Bush was born in Milton, Mass., on June 12, 1924. He enrolled as a pilot in the Navy when he was 18 and fought in World War II. He attended Yale University, where he earned an economics degree and made Phi Beta Kappa, and then moved to Odessa, Texas, to join an oil field-supply firm that was a subsidiary of Dresser Industries, on whose board his father sat. Dresser was acquired in 1998 by its competitor, Halliburton Co. After his apprenticeship Bush settled in Midland, Texas, and helped start a new business buying and developing oil leases.
With two partners, brothers Hugh and William Liedtke, Bush founded Zapata Petroleum Co. in 1953, the name inspired by the 1952 Marlon Brando film "Viva Zapata!" By the end of the 1950s, Bush had moved his family to Houston and was running an offshoot of Zapata that churned out profits from high-risk offshore drilling in the Gulf of Mexico.
He launched his political career in 1967 and served two terms in the U.S. House of Representatives from Texas.
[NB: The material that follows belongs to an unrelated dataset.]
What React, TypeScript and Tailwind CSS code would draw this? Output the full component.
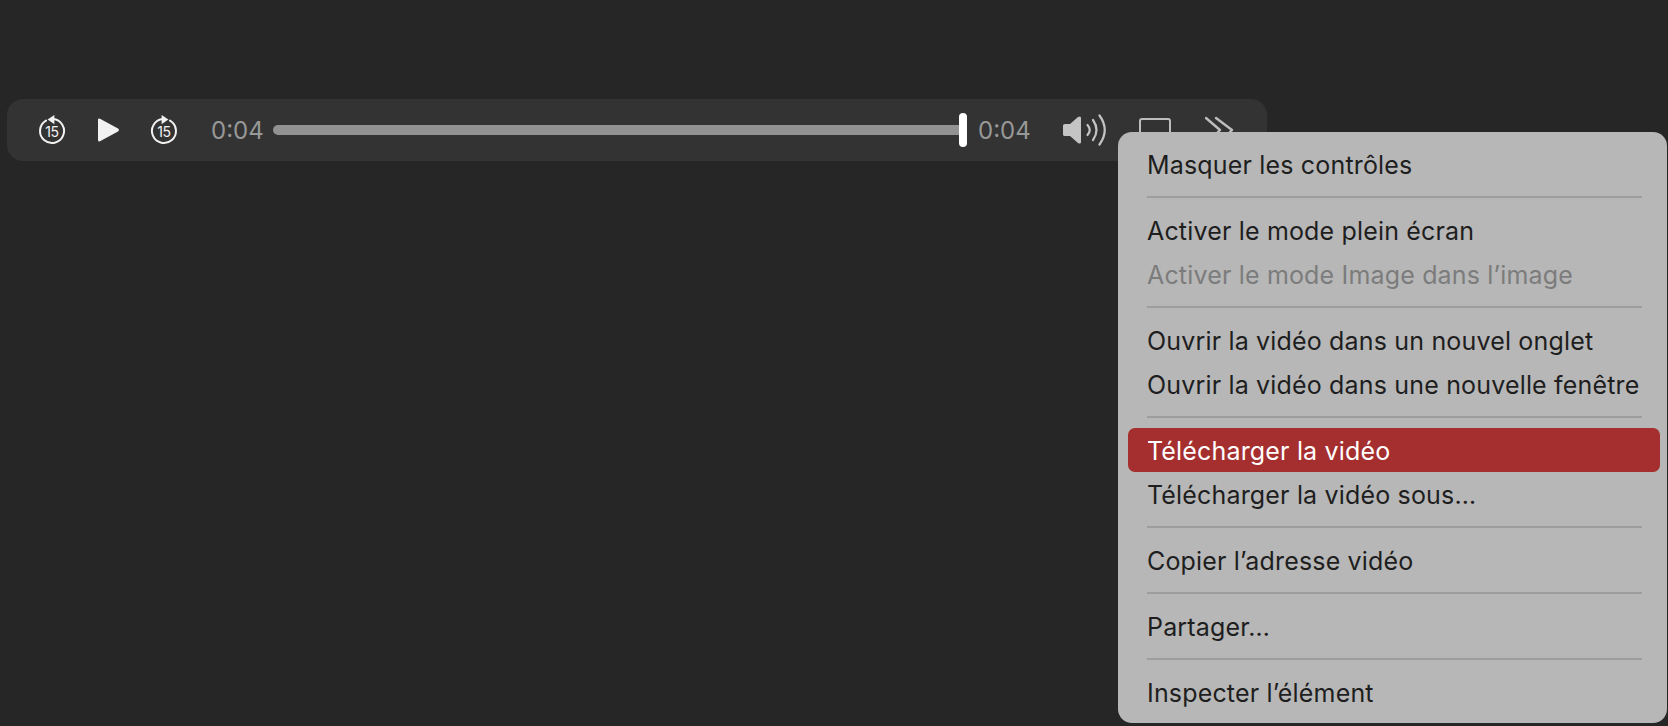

After an unsuccessful campaign for a U.S. Senate seat representing Texas, President Richard Nixon appointed Bush ambassador to the United Nations in 1971. He later served as the chairman of the Republican National Committee.
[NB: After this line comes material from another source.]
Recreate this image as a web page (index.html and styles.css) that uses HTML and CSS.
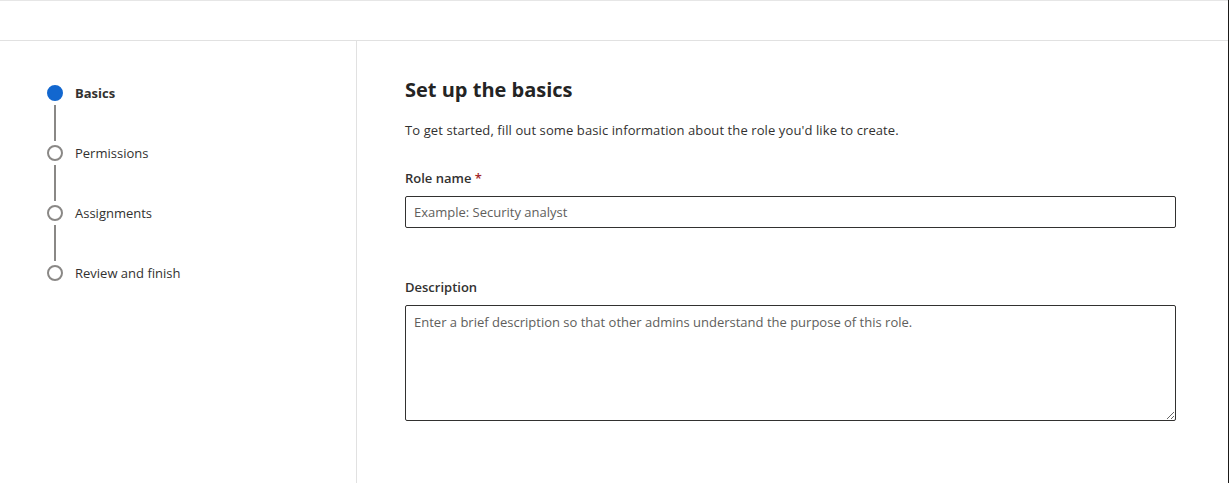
FILE: index.html
```html
<!DOCTYPE html>
<html lang="en">
<head>
<meta charset="utf-8">
<title>Set up the basics</title>
<link rel="stylesheet" href="styles.css">
</head>
<body>
<div class="page">
  <header class="topbar"></header>
  <div class="layout">
    <nav class="nav">
      <ol class="steps">
        <li class="step current"><span class="dot"></span><span class="label">Basics</span></li>
        <li class="connector"></li>
        <li class="step"><span class="dot"></span><span class="label">Permissions</span></li>
        <li class="connector"></li>
        <li class="step"><span class="dot"></span><span class="label">Assignments</span></li>
        <li class="connector"></li>
        <li class="step"><span class="dot"></span><span class="label">Review and finish</span></li>
      </ol>
    </nav>
    <main class="main">
      <h1 class="title">Set up the basics</h1>
      <p class="intro">To get started, fill out some basic information about the role you'd like to create.</p>
      <div class="field">
        <label class="field-label" for="rolename">Role name <span class="req">*</span></label>
        <input class="input" id="rolename" type="text" placeholder="Example: Security analyst">
      </div>
      <div class="field field-desc">
        <label class="field-label" for="desc">Description</label>
        <textarea class="textarea" id="desc" placeholder="Enter a brief description so that other admins understand the purpose of this role."></textarea>
      </div>
    </main>
  </div>
</div>
</body>
</html>
```
FILE: styles.css
```css
* { box-sizing: border-box; }
html, body { margin: 0; padding: 0; height: 100%; }
body {
  font-family: "Open Sans", "Noto Sans", sans-serif;
  color: #323130;
  background: #fff;
}
.page {
  height: 100%;
  display: flex;
  flex-direction: column;
  border-right: 1px solid #1b1a19;
}
.topbar {
  height: 41px;
  border-top: 1px solid #e6e6e6;
  border-bottom: 1px solid #e1e1e1;
  flex: none;
}
.layout {
  flex: 1;
  display: flex;
}
.nav {
  width: 357px;
  flex: none;
  border-right: 1px solid #e1e1e1;
  padding: 44px 0 0 47px;
}
.steps {
  list-style: none;
  margin: 0;
  padding: 0;
}
.step {
  display: flex;
  align-items: center;
  height: 16px;
  gap: 12px;
}
.dot {
  width: 16px;
  height: 16px;
  border-radius: 50%;
  border: 2px solid #8a8886;
  background: #fff;
  flex: none;
}
.current .dot {
  background: #1267cf;
  border-color: #1267cf;
}
.label {
  font-size: 13px;
  color: #323130;
  line-height: 16px;
}
.current .label { font-weight: 700; }
.connector {
  width: 2px;
  height: 36px;
  margin: 4px 0 4px 7px;
  background: #8a8886;
}
.main {
  flex: 1;
  padding: 35px 52px 0 48px;
}
.title {
  margin: 0;
  font-size: 20px;
  font-weight: 700;
  line-height: 28px;
  color: #242424;
}
.intro {
  margin: 16px 0 0;
  font-size: 13px;
  line-height: 20px;
  letter-spacing: 0.1px;
}
.field { margin-top: 28px; }
.field-label {
  display: block;
  font-size: 13px;
  font-weight: 600;
  line-height: 20px;
  margin-bottom: 8px;
}
.req { color: #a4262c; }
.input, .textarea {
  display: block;
  width: 100%;
  border: 1px solid #323130;
  border-radius: 2px;
  font-family: inherit;
  font-size: 13px;
  color: #323130;
  padding: 0 8px;
  outline: none;
  background: #fff;
}
.input { height: 32px; }
.input::placeholder, .textarea::placeholder { color: #605e5c; opacity: 1; }
.field-desc { margin-top: 49px; }
.textarea {
  height: 116px;
  padding: 6px 8px;
  resize: vertical;
  line-height: 20px;
}
```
President Gerald Ford then appointed Bush as Chief of the U.S. Liaison Office of the People's Republic of China in 1974. In his last position before running for president, Bush became the director of the Central Intelligence Agency.
Although Bush lost the 1980 Republican nomination to Ronald Reagan, he was chosen by Reagan to join the national ticket as vice president.
Bush became president in early 1989 after defeating Democrat Michael Dukakis in the 1988 general election. Administration officials declared the White House under Bush would herald a new balance for the auto industry, between a barrage of new safety and emissions standards during the 1970s and the deregulation and lack of government access by consumer and environmental activists during the Reagan years.
Longtime safety advocate Ralph Nader was again allowed access to government data and information.
The late Clarence Ditlow, executive director of the Center for Auto Safety at the time, told Automotive News in 1989 he sensed something different under the Bush White House.
The Regan administration consisted of those who were "true ideologues who campaigned on deregulation and did not care about public opinion," Ditlow said. "Bush does not come from the same ideological bent. He is responsive to public opinion; you see it with the environment and with the management of the Exxon oil spill (which occurred in 1989)."
Bush proposed reauthorizing the Clean Air Act in April of 1989 with an amendment that would require automakers to sell 1 million "clean-fuel" vehicles each year by 1997. It was the first presidential plan for a clean-air bill in 10 years.